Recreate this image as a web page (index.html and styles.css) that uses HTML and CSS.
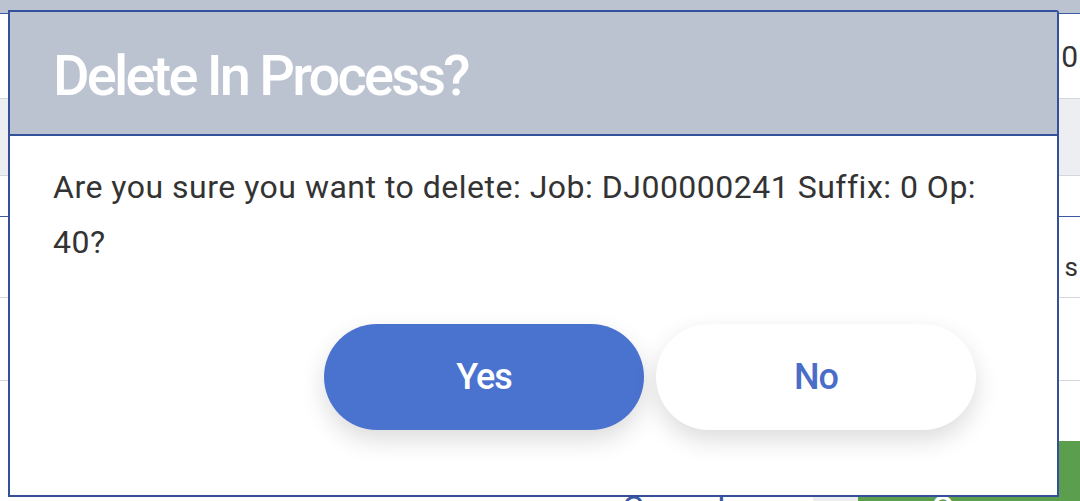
FILE: index.html
```html
<!DOCTYPE html>
<html>
<head>
<meta charset="utf-8">
<link rel="stylesheet" href="styles.css">
</head>
<body>
<div class="page">
  <div class="topbar"></div>
  <div class="row row-a"><span class="cell-text">0</span></div>
  <div class="row row-b"></div>
  <div class="row row-c"></div>
  <div class="row row-d"><span class="cell-text small">s</span></div>
  <div class="row row-e"></div>
  <div class="row row-f"></div>
  <div class="footer">
    <div class="foot-left"></div>
    <div class="foot-cancel"><span class="cancel">Cancel</span></div>
    <div class="foot-gap"></div>
    <div class="foot-save"><span class="save">Save</span></div>
  </div>
</div>

<div class="dialog">
  <div class="dialog-header">
    <h1 class="dialog-title">Delete In Process?</h1>
  </div>
  <div class="dialog-body">
    <p class="dialog-text">Are you sure you want to delete: Job: DJ00000241 Suffix: 0 Op: 40?</p>
    <div class="dialog-actions">
      <button class="btn btn-yes">Yes</button>
      <button class="btn btn-no">No</button>
    </div>
  </div>
</div>
</body>
</html>
```

FILE: styles.css
```css
html, body {
  margin: 0;
  padding: 0;
}
body {
  width: 1080px;
  height: 501px;
  overflow: hidden;
  font-family: Roboto, "Liberation Sans", sans-serif;
  background: #ffffff;
  position: relative;
}

.page {
  display: flex;
  flex-direction: column;
  height: 501px;
  overflow: hidden;
}
.topbar {
  height: 13px;
  background: #bcc3d0;
  border-bottom: 1px solid #3b5aa3;
  flex: none;
}
.row {
  flex: none;
  display: flex;
  justify-content: flex-end;
  align-items: center;
}
.row-a { height: 84px; border-bottom: 1px solid #d4d7dd; background: #fff; }
.row-b { height: 76px; border-bottom: 1px solid #d4d7dd; background: #eceef2; }
.row-c { height: 40px; border-bottom: 1px solid #3b5aa3; background: #fff; }
.row-d { height: 80px; border-bottom: 1px solid #d4d7dd; background: #fff; }
.row-e { height: 82px; border-bottom: 1px solid #d4d7dd; background: #fff; }
.row-f { height: 60px; background: #fff; }
.cell-text {
  font-size: 30px;
  color: #333;
  padding-right: 2px;
}
.cell-text.small { font-size: 26px; padding-top: 20px; }

.footer {
  flex: 1;
  display: flex;
  align-items: stretch;
  background: #fff;
  overflow: hidden;
}
.foot-left {
  width: 600px;
  background: #fff;
}
.foot-cancel {
  width: 213px;
  background: #fff;
  display: flex;
  align-items: flex-end;
  overflow: hidden;
}
.foot-gap {
  width: 45px;
  background: #ebedf0;
}
.foot-save {
  flex: 1;
  background: #5a9e4e;
  display: flex;
  align-items: flex-end;
  justify-content: center;
  overflow: hidden;
}
.cancel {
  font-size: 34px;
  color: #3b5aa3;
  line-height: 1;
  margin-left: 22px;
  margin-bottom: -24px;
}
.save {
  font-size: 34px;
  color: #fff;
  font-weight: 500;
  line-height: 1;
  margin-bottom: -24px;
}

.dialog {
  position: absolute;
  left: 8px;
  top: 10px;
  width: 1047px;
  height: 483px;
  border: 2px solid #34509b;
  background: #ffffff;
  display: flex;
  flex-direction: column;
  border-top-right-radius: 3px;
}
.dialog-header {
  height: 122px;
  background: #bcc3d0;
  border-bottom: 2px solid #34509b;
  display: flex;
  align-items: center;
  padding-left: 43px;
  flex: none;
}
.dialog-title {
  margin: 0;
  font-size: 56px;
  font-weight: 500;
  color: #ffffff;
  letter-spacing: -2.8px;
  line-height: 1;
  padding-top: 6px;
}
.dialog-body {
  flex: 1;
  padding: 24px 43px 0 43px;
  display: flex;
  flex-direction: column;
}
.dialog-text {
  margin: 0;
  font-size: 32px;
  line-height: 55px;
  color: #333333;
  letter-spacing: 0.5px;
}
.dialog-actions {
  display: flex;
  justify-content: flex-end;
  gap: 12px;
  margin-top: 54px;
  padding-right: 38px;
}
.btn {
  width: 320px;
  height: 106px;
  border: none;
  border-radius: 53px;
  font-family: Roboto, "Liberation Sans", sans-serif;
  font-size: 36px;
  font-weight: 500;
  letter-spacing: -1px;
  box-shadow: 0 10px 24px rgba(0, 0, 0, 0.14);
  cursor: pointer;
}
.btn-yes {
  background: #4a72cf;
  color: #ffffff;
}
.btn-no {
  background: #ffffff;
  color: #4a6dc8;
}
```
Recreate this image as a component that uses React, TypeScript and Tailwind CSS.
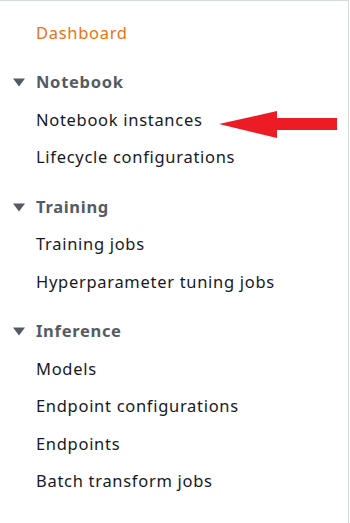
const sections = [
  {
    title: "Notebook",
    items: ["Notebook instances", "Lifecycle configurations"],
  },
  {
    title: "Training",
    items: ["Training jobs", "Hyperparameter tuning jobs"],
  },
  {
    title: "Inference",
    items: [
      "Models",
      "Endpoint configurations",
      "Endpoints",
      "Batch transform jobs",
    ],
  },
];

function Caret() {
  return (
    <svg width="12" height="9" viewBox="0 0 12 9" className="shrink-0">
      <path d="M0 0.5 H12 L6 8.5 Z" fill="#545b64" />
    </svg>
  );
}

function RedArrow() {
  return (
    <svg
      width="120"
      height="28"
      viewBox="0 0 120 28"
      className="absolute left-[219px] top-[9px]"
    >
      <path d="M0 13 L58 0 V7 H118 V19 H58 V27 Z" fill="#ec1c24" />
    </svg>
  );
}

export default function App() {
  return (
    <div className="w-[349px] h-[523px] bg-white border-t border-r border-[#d5dbdb] font-['Noto_Sans',sans-serif] text-[16.5px] tracking-[0.7px] pt-[13.5px]">
      <div className="h-[37.5px] flex items-center pl-[36px] text-[#ec7211]">
        Dashboard
      </div>
      {sections.map((s) => (
        <div key={s.title} className="mt-[12px]">
          <div className="h-[37.5px] flex items-center gap-[11px] pl-[13px] font-bold text-[#545b64]">
            <Caret />
            <span>{s.title}</span>
          </div>
          {s.items.map((item) => (
            <div
              key={item}
              className="relative h-[37.5px] flex items-center pl-[36px] text-[#16191f]"
            >
              <span>{item}</span>
              {item === "Notebook instances" && <RedArrow />}
            </div>
          ))}
        </div>
      ))}
    </div>
  );
}
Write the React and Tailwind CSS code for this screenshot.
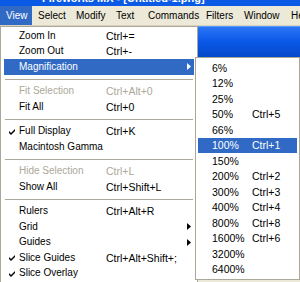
import React from "react";

const mainItems = [
  { label: "Zoom In", sc: "Ctrl+=" },
  { label: "Zoom Out", sc: "Ctrl+-" },
  { label: "Magnification", sub: true, active: true },
  "sep",
  { label: "Fit Selection", sc: "Ctrl+Alt+0", disabled: true },
  { label: "Fit All", sc: "Ctrl+0" },
  "sep",
  { label: "Full Display", sc: "Ctrl+K", checked: true },
  { label: "Macintosh Gamma" },
  "sep",
  { label: "Hide Selection", sc: "Ctrl+L", disabled: true },
  { label: "Show All", sc: "Ctrl+Shift+L" },
  "sep",
  { label: "Rulers", sc: "Ctrl+Alt+R" },
  { label: "Grid", sub: true },
  { label: "Guides", sub: true },
  { label: "Slice Guides", sc: "Ctrl+Alt+Shift+;", checked: true },
  { label: "Slice Overlay", checked: true },
];

const zoomItems = [
  { label: "6%" },
  { label: "12%" },
  { label: "25%" },
  { label: "50%", sc: "Ctrl+5" },
  { label: "66%" },
  { label: "100%", sc: "Ctrl+1", active: true },
  { label: "150%" },
  { label: "200%", sc: "Ctrl+2" },
  { label: "300%", sc: "Ctrl+3" },
  { label: "400%", sc: "Ctrl+4" },
  { label: "800%", sc: "Ctrl+8" },
  { label: "1600%", sc: "Ctrl+6" },
  { label: "3200%" },
  { label: "6400%" },
];

const menubar = [
  { label: "View", w: "w-[32px]", active: true },
  { label: "Select", w: "w-[38px]" },
  { label: "Modify", w: "w-[40px]" },
  { label: "Text", w: "w-[32px]" },
  { label: "Commands", w: "w-[58px]" },
  { label: "Filters", w: "w-[38px]" },
  { label: "Window", w: "w-[47px]" },
  { label: "Help", w: "w-[40px]" },
];

const Check = ({ color }) => (
  <svg width="7" height="7" viewBox="0 0 7 7">
    <path d="M0 3 L2 5 L6 1 L6 3 L2 7 L0 5 Z" fill={color} />
  </svg>
);

const Arrow = ({ color }) => (
  <svg width="4" height="7" viewBox="0 0 4 7">
    <path d="M0 0 L4 3.5 L0 7 Z" fill={color} />
  </svg>
);

const MainRow = ({ item }) => {
  if (item === "sep") {
    return (
      <div className="h-[9px] flex items-center px-px">
        <div className="h-px w-full bg-[#aca899]" />
      </div>
    );
  }
  const fg = item.active ? "text-white" : item.disabled ? "text-[#aca899]" : "text-black";
  return (
    <div className={`h-[15.5px] flex items-center ${item.active ? "bg-[#316ac5]" : ""} ${fg}`}>
      <div className="w-[15px] flex justify-center pl-px">
        {item.checked && <Check color={item.active ? "#fff" : "#000"} />}
      </div>
      <div className="w-[87px] whitespace-nowrap">{item.label}</div>
      <div className="flex-1 whitespace-nowrap text-[10.5px]">{item.sc}</div>
      {item.sub && (
        <div className="mr-[3px] flex items-center">
          <Arrow color={item.active ? "#fff" : "#000"} />
        </div>
      )}
    </div>
  );
};

const ZoomRow = ({ item }) => (
  <div
    className={`h-[15.5px] flex items-center pl-[14px] text-[10.5px] ${
      item.active ? "bg-[#316ac5] text-white" : "text-black"
    }`}
  >
    <div className="w-[40px] whitespace-nowrap">{item.label}</div>
    <div className="whitespace-nowrap">{item.sc}</div>
  </div>
);

export default function App() {
  return (
    <div
      className="relative w-[300px] h-[282px] overflow-hidden bg-[#ece9d8] text-[10px] leading-none"
      style={{ fontFamily: '"Liberation Sans", Arial, sans-serif' }}
    >
      <div className="h-[6px] overflow-hidden bg-[#0a5ae6]">
        <div className="-mt-[8px] pl-[42px] text-[11px] font-bold text-white whitespace-nowrap leading-[13px]">
          Fireworks MX - [Untitled-1.png]
        </div>
      </div>

      <div className="h-[20px] flex items-stretch bg-[#ece9d8] border-b border-[#d8d2bd]">
        {menubar.map((m) => (
          <div
            key={m.label}
            className={`${m.w} shrink-0 flex items-center pl-[6px] whitespace-nowrap ${
              m.active ? "bg-[#316ac5] text-white" : "text-black"
            }`}
          >
            {m.label}
          </div>
        ))}
      </div>

      <div className="h-[31px] bg-gradient-to-b from-[#2a74f5] via-[#0a58e8] to-[#0648c8] border-t border-[#5b9bff]" />

      <div className="absolute left-0 top-[26px] w-[198px] h-[270px] bg-white border border-[#aca899] px-[3px] py-[1px]">
        {mainItems.map((it, i) => (
          <MainRow key={i} item={it} />
        ))}
      </div>

      <div className="absolute left-[195px] top-[57px] w-[105px] bg-white border border-[#aca899] px-[2px] py-[2px]">
        {zoomItems.map((it) => (
          <ZoomRow key={it.label} item={it} />
        ))}
      </div>
    </div>
  );
}
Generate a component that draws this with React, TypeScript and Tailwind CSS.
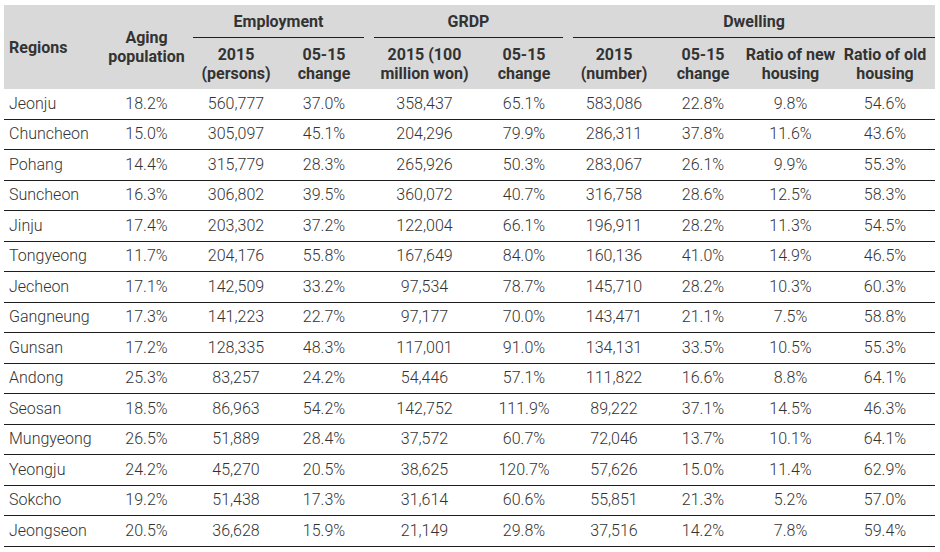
________________________________________
What is asked. From the records given above, copy all lines containing "index".

Reply to the task.
Recreate this image as a web page (index.html and styles.css) that uses HTML and CSS.
FILE: index.html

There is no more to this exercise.